Lately, our family calendar has been filled with anniversaries and weddings—beautiful reminders that covenant love is still alive and well. Our oldest son Cameron and his wife Dani just celebrated ten years together. Next month, our youngest son Luke will mark his 5th anniversary. Both of our daughters were December brides; the same month Dion and I said our vows. This December, Dion and I will celebrate 42 years of marriage. And the legacy goes even deeper—his parents were married for over 70 years, and my parents recently rejoiced in 65 years together. What a gift of generational faithfulness.

Wedding Couple
Wedding Couple

Marriage as Covenant, Not Contract

In today’s world, marriage can be treated like a contract: conditional, breakable, dependent on circumstances. But in God’s Word, marriage is a covenant (Malachi 2:14). A covenant is not just between two people—it’s between a husband, a wife, and God. That third strand makes the cord unbreakable (Ecclesiastes 4:12).

When we stood at the altar and promised “for better or for worse,” we weren’t just making vows for the sunshine days. We were pledging to walk through storms, hand in hand, under the shelter of Christ.


The Power of Prayer Together

One statistic we often share in our church marriage group is that couples who pray together rarely divorce. Prayer softens hearts. It reminds us that our spouse is not the enemy—the enemy is division itself. Bringing burdens to the Lord reshapes how we face struggles. Instead of pointing fingers, we step inside the circle and ask God to work first in us.

As Jesus taught, we must first remove the plank from our own eye before addressing the speck in another’s (Matthew 7:5). In marriage, that means taking responsibility for our own reactions, attitudes, and choices rather than blaming our spouse.


Forgiveness: The Foundation of Love

Every marriage, no matter how strong, will encounter seasons of disappointment, misunderstanding, or hurt. Words spoken too quickly, unmet expectations, or even simple oversights can leave wounds that feel deep.

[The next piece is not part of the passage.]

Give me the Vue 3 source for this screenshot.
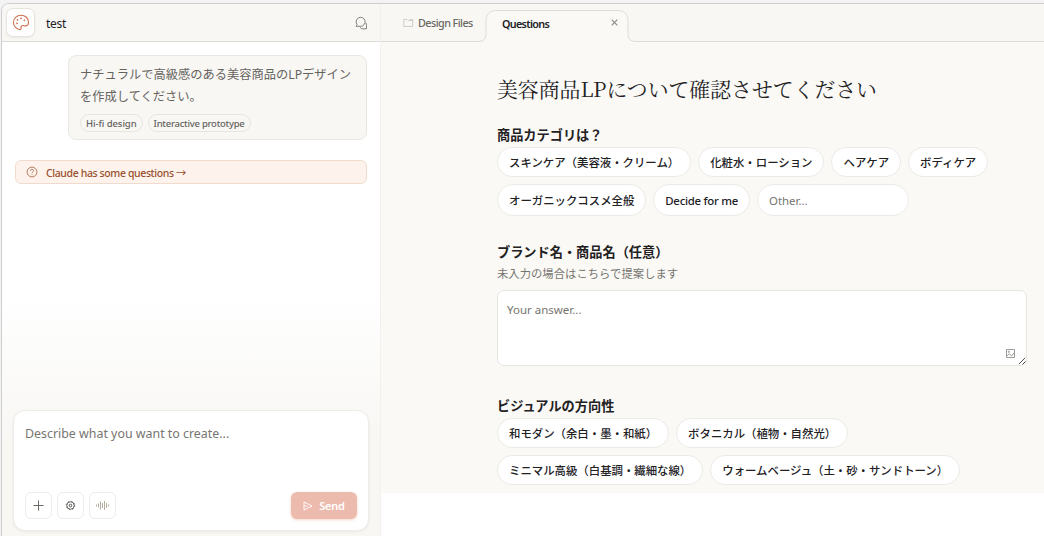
<template>
  <div class="app">
    <aside class="chat">
      <header class="chat-header">
        <button class="logo" aria-label="Home">
          <svg width="18" height="18" viewBox="0 0 18 18" fill="none" stroke="#d0704f" stroke-width="1.1">
            <path d="M9 1.300C4.800 1.300 1.400 4.300 1.400 8.300c0 3.700 3 6.700 6.400 7.400.9.1 1.200-.4 1.200-1.100v-1c0-1.400.9-2.200 2.100-2.100 1.200.2 1.700.5 2.700.4 1.700-.2 2.700-1.700 2.700-3.900C16.500 4.200 13.200 1.300 9 1.300z" />
            <g fill="#d0704f" stroke="none">
              <circle cx="5" cy="9.300" r="0.9" />
              <circle cx="5.500" cy="5.800" r="0.9" />
              <circle cx="9" cy="4.300" r="0.9" />
              <circle cx="12.400" cy="6.300" r="0.9" />
            </g>
          </svg>
        </button>
        <span class="project-name">test</span>
        <svg class="chat-icon" width="13" height="14" viewBox="0 0 13 14" fill="none" stroke="#77756f" stroke-width="0.9">
          <path d="M1 10.300l1.200-1.600A4.500 4.500 0 1 1 5.600 10.300H1z" />
          <path d="M10.800 6.800c.6.800.9 1.700.7 2.700v3.300H8a3.500 3.500 0 0 1-3-1.500" />
        </svg>
      </header>

      <div class="messages">
        <div class="bubble">
          <p>ナチュラルで高級感のある美容商品のLPデザイン<br />を作成してください。</p>
          <div class="tags">
            <span class="tag">Hi-fi design</span>
            <span class="tag">Interactive prototype</span>
          </div>
        </div>
        <button class="notice">
          <svg width="12" height="12" viewBox="0 0 12 12" fill="none" stroke="#a9603f" stroke-width="0.8">
            <circle cx="6" cy="6" r="4.900" />
            <path d="M4.500 4.800a1.500 1.400 0 1 1 2.200 1.200c-.5.3-.7.5-.7 1.100M6 8.100v.9" />
          </svg>
          <span>Claude has some questions →</span>
        </button>
      </div>

      <div class="composer">
        <textarea v-model="prompt" class="prompt" placeholder="Describe what you want to create..."></textarea>
        <div class="toolbar">
          <button class="tool" aria-label="Add">
            <svg width="11" height="11" viewBox="0 0 11 11" stroke="#6b6964" stroke-width="1"><path d="M5.500 .5v10M.5 5.500h10" /></svg>
          </button>
          <button class="tool" aria-label="Settings">
            <svg width="11" height="11" viewBox="0 0 11 11" fill="none" stroke="#45433f">
              <circle cx="5.500" cy="5.500" r="3.700" stroke-width="0.8" />
              <circle cx="5.500" cy="5.500" r="4.200" stroke-width="0.7" stroke-dasharray="1.600 1.700" />
              <circle cx="5.500" cy="5.500" r="1.300" stroke-width="0.9" />
            </svg>
          </button>
          <button class="tool" aria-label="Voice">
            <svg width="13" height="11" viewBox="0 0 13 11" stroke="#b3ad9f" stroke-width="1">
              <path d="M.5 4.500v2M2.500 3.500v4M4.500 1.500v8M6.500 3v5M8.500 1v9M10.500 3v5M12.500 4.500v2" />
            </svg>
          </button>
          <button class="send">
            <svg width="10" height="10" viewBox="0 0 10 10" fill="none" stroke="#fff" stroke-width="0.9">
              <path d="M1 1l8 4-8 4V1zM1 5h3.500" />
            </svg>
            Send
          </button>
        </div>
      </div>
    </aside>

    <main class="main">
      <nav class="tabs">
        <div class="tab files">
          <svg width="11" height="10" viewBox="0 0 11 10" fill="none" stroke="#c6c3bc" stroke-width="0.8">
            <path d="M.8 1.500h3.400l1 1h4.500v6H.8zM6.500 1.500h3.200v1" />
          </svg>
          <span>Design Files</span>
        </div>
        <div class="tab active">
          <svg class="tab-shape" width="160" height="33" viewBox="0 0 160 33">
            <path d="M0 31.500c6 0 8-3 8-8V11C8 4 12 .5 19 .5h120c7 0 11 3.500 11 10.500v12.500c0 5 2 8 8 8h2V33H0z" fill="#faf9f5" />
            <path d="M0 31.500c6 0 8-3 8-8V11C8 4 12 .5 19 .5h120c7 0 11 3.500 11 10.500v12.500c0 5 2 8 8 8h2" fill="none" stroke="#dddcd7" />
          </svg>
          <span class="tab-title">Questions</span>
          <svg class="close" width="7" height="7" viewBox="0 0 7 7" stroke="#8b8983" stroke-width="1.1"><path d="M.7.7l5.600 5.600M6.300.7L.7 6.300" /></svg>
        </div>
      </nav>

      <div class="page">
        <h1>美容商品LPについて確認させてください</h1>

        <section class="question">
          <h2>商品カテゴリは？</h2>
          <div class="options">
            <button v-for="item in categories" :key="item" class="pill">{{ item }}</button>
          </div>
          <div class="options tall">
            <button class="pill">オーガニックコスメ全般</button>
            <button class="pill latin">Decide for me</button>
            <input v-model="other" class="pill other" placeholder="Other..." />
          </div>
        </section>

        <section class="question brand">
          <h2>ブランド名・商品名（任意）</h2>
          <p class="hint">未入力の場合はこちらで提案します</p>
          <div class="answer">
            <textarea v-model="brand" placeholder="Your answer..."></textarea>
            <svg class="picture" width="9" height="9" viewBox="0 0 9 9" fill="none" stroke="#85837e" stroke-width="0.8">
              <path d="M.5.5h8v8h-8zM.8 7l2.400-2.200L5.500 7l2.800-3.400" />
              <circle cx="2.800" cy="2.800" r="0.6" />
            </svg>
            <svg class="grip" width="8" height="8" viewBox="0 0 8 8" stroke="#4f4e4b" stroke-width="1"><path d="M.8 7.200l6.400-6.400M4.500 7.500l3-3" /></svg>
          </div>
        </section>

        <section class="question">
          <h2>ビジュアルの方向性</h2>
          <div v-for="(row, i) in directions" :key="i" class="options">
            <button v-for="item in row" :key="item" class="pill">{{ item }}</button>
          </div>
        </section>
      </div>
    </main>
  </div>
</template>

<script setup>
import { ref } from 'vue'

const prompt = ref('')
const other = ref('')
const brand = ref('')

const categories = ['スキンケア（美容液・クリーム）', '化粧水・ローション', 'ヘアケア', 'ボディケア']

const directions = [
  ['和モダン（余白・墨・和紙）', 'ボタニカル（植物・自然光）'],
  ['ミニマル高級（白基調・繊細な線）', 'ウォームベージュ（土・砂・サンドトーン）'],
]
</script>

<style>
body {
  background: #f4f3f4;
  overflow: hidden;
}
</style>

<style scoped>
* {
  box-sizing: border-box;
}

.app {
  display: flex;
  height: 533px;
  margin: 3px 0 0 1px;
  border-top: 1px solid #d0cfd0;
  border-left: 1px solid #cfcecf;
  border-top-left-radius: 8px;
  background: #fff;
  overflow: hidden;
  font-family: "Noto Sans", "Noto Sans CJK JP", sans-serif;
  color: #22211f;
}

button,
input,
textarea {
  font-family: inherit;
  color: inherit;
  margin: 0;
}

svg {
  flex-shrink: 0;
  display: block;
}

.chat {
  width: 379px;
  flex-shrink: 0;
  display: flex;
  flex-direction: column;
  border-right: 1px solid #f3f1ed;
  background: linear-gradient(#fff 54%, #f8f7f4 82%);
}

.chat-header {
  height: 38px;
  flex-shrink: 0;
  display: flex;
  align-items: center;
  padding: 0 12px 0 4px;
  background: #f8f7f4;
  border-bottom: 1px solid #dddcd8;
}

.logo {
  width: 29px;
  height: 29px;
  display: flex;
  align-items: center;
  justify-content: center;
  padding: 0;
  border: 1px solid #e6e4df;
  border-radius: 7px;
  background: #fff;
  box-shadow: 0 1px 2px rgba(0, 0, 0, 0.06);
}

.project-name {
  margin-left: 11px;
  padding-top: 2px;
  font-size: 12px;
  letter-spacing: -0.3px;
}

.chat-icon {
  margin-left: auto;
}

.messages {
  flex: 1;
  display: flex;
  flex-direction: column;
  padding: 13px 13px 0;
}

.bubble {
  width: 299px;
  height: 85px;
  align-self: flex-end;
  padding: 8px 11px;
  border: 1px solid #e9e7e2;
  border-radius: 8px;
  background: #f8f7f4;
}

.bubble p {
  margin: 0;
  font-size: 12.250px;
  line-height: 22px;
  color: #65635e;
  white-space: nowrap;
}

.tags {
  display: flex;
  gap: 5px;
  margin-top: 6px;
}

.tag {
  height: 18px;
  padding: 0 5px;
  border: 1px solid #e7e5df;
  border-radius: 9px;
  font-size: 9.500px;
  font-weight: 500;
  line-height: 17px;
  letter-spacing: -0.08px;
  color: #65635e;
  white-space: nowrap;
}

.tag:last-child {
  letter-spacing: -0.26px;
}

.notice {
  height: 24px;
  display: flex;
  align-items: center;
  gap: 8px;
  margin-top: 20px;
  padding: 0 10px;
  border: 1px solid #f0dccf;
  border-radius: 6px;
  background: #fdf3ec;
  color: #99502f;
  font-size: 10.500px;
  font-weight: 500;
  letter-spacing: -0.38px;
}

.notice span {
  padding-top: 1px;
}

.composer {
  height: 121px;
  display: flex;
  flex-direction: column;
  justify-content: space-between;
  margin: 0 11px 5px;
  padding: 11px;
  border: 1px solid #eeece8;
  border-radius: 12px;
  background: #fff;
  box-shadow: 0 1px 3px rgba(0, 0, 0, 0.06);
}

.prompt {
  height: 40px;
  padding: 1px 0 0;
  border: 0;
  outline: 0;
  resize: none;
  background: none;
  font-size: 12.400px;
  line-height: 22px;
}

::placeholder {
  color: #777570;
  opacity: 1;
}

.toolbar {
  display: flex;
  gap: 5px;
}

.tool {
  width: 27px;
  height: 27px;
  display: flex;
  align-items: center;
  justify-content: center;
  padding: 0;
  border: 1px solid #eeece8;
  border-radius: 6px;
  background: #fff;
}

.send {
  width: 66px;
  height: 27px;
  display: flex;
  align-items: center;
  justify-content: center;
  gap: 6px;
  margin-left: auto;
  padding: 0;
  border: 0;
  border-radius: 6px;
  background: #ecbbad;
  color: #fff;
  font-size: 11px;
  font-weight: 600;
  letter-spacing: -0.2px;
  box-shadow: 0 1px 3px rgba(217, 119, 87, 0.3);
}

.main {
  flex: 1;
  min-width: 0;
}

.tabs {
  height: 38px;
  display: flex;
  padding-left: 22px;
  background: #f8f7f4;
  border-bottom: 1px solid #dddcd7;
}

.tab {
  display: flex;
  align-items: center;
  font-size: 10.800px;
  font-weight: 500;
}

.files {
  gap: 4px;
  width: 75px;
  color: #6a6863;
  letter-spacing: -0.56px;
  white-space: nowrap;
}

.active {
  position: relative;
  width: 160px;
  height: 38px;
  padding: 0 20px 0 24px;
  justify-content: space-between;
  color: #22211f;
  font-weight: 600;
  letter-spacing: -0.7px;
}

.tab-shape {
  position: absolute;
  left: 0;
  top: 6px;
}

.tab-title,
.close {
  position: relative;
}

.close {
  margin-bottom: 2px;
}

.page {
  height: 451px;
  padding: 30px 17px 0 116px;
  background: #faf9f5;
}

h1 {
  margin: 0 0 21px;
  font-family: "Noto Serif CJK JP", "Noto Serif JP", "Noto Sans CJK JP", serif;
  font-size: 20.850px;
  font-weight: 400;
  line-height: 32px;
  white-space: nowrap;
}

.question {
  margin-bottom: 26px;
}

.brand {
  margin-bottom: 30px;
}

h2 {
  margin: 0 0 2px;
  font-size: 13.200px;
  font-weight: 700;
  line-height: 20px;
}

.options {
  display: flex;
  gap: 7px;
  margin-bottom: 7px;
}

.options:last-child {
  margin-bottom: 0;
}

.pill {
  height: 30px;
  padding: 0 11px;
  border: 1px solid #eceae6;
  border-radius: 16px;
  background: #fff;
  font-size: 11.400px;
  font-weight: 500;
  white-space: nowrap;
}

.latin {
  letter-spacing: -0.27px;
}

.tall .pill {
  height: 32px;
}

.other {
  width: 152px;
  outline: 0;
  font-weight: 400;
}

.hint {
  margin: 0 0 6px;
  font-size: 11.350px;
  line-height: 20px;
  color: #777570;
}

.answer {
  position: relative;
  height: 76px;
}

.answer textarea {
  display: block;
  width: 100%;
  height: 100%;
  padding: 9px;
  border: 1px solid #e7e5e0;
  border-radius: 7px;
  outline: 0;
  resize: none;
  background: #fff;
  font-size: 11.500px;
  line-height: 20px;
}

.picture {
  position: absolute;
  right: 12px;
  bottom: 8px;
}

.grip {
  position: absolute;
  right: 1px;
  bottom: 1px;
}
</style>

Left unchecked, those hurts can harden into resentment—but God has provided a better way.


Scripture reminds us: “Be kind to one another, tenderhearted, forgiving one another, as God in Christ forgave you” (Ephesians 4:32). Forgiveness is not just a nice idea; it’s a command that reflects the very heart of the gospel. Jesus forgave us a debt we could never repay, and that undeserved mercy becomes the model for how we are called to forgive in our marriages.

Forgiveness doesn’t mean pretending the hurt never happened. It means choosing not to let bitterness take root, releasing your spouse from the “debt” you feel they owe. In many ways, forgiveness is less about the other person and more about the posture of our own heart before God. When we forgive, we open the door for healing, reconciliation, and renewed intimacy.


In our marriage group, we often say that forgiveness is not a one-time event—it’s a daily practice. Sometimes it’s forgiving small irritations that could otherwise pile up into mountains. Other times it’s working through deep wounds with prayer, patience, and God’s grace. But every act of forgiveness strengthens the covenant bond and reminds us that love “keeps no record of wrongs” (1 Corinthians 13:5).


A Challenge for You

Whether you’ve been married one year or fifty, here are a few challenges for this week:

  • Pray with your spouse daily. Even if it’s just a minute before bed, invite God into your relationship.

  • Step inside your own circle. Ask the Lord, “What do You want to change in me?” instead of focusing on your spouse’s faults.

  • Practice forgiveness quickly. Don’t let small offenses fester. Cover them in grace as Christ covers you.


Marriage is not about perfection; it’s about perseverance. It is about two imperfect people leaning on a perfect Savior. And when He is at the center, vows spoken decades ago grow stronger, not weaker, with time, the most powerful secret to a lasting marriage.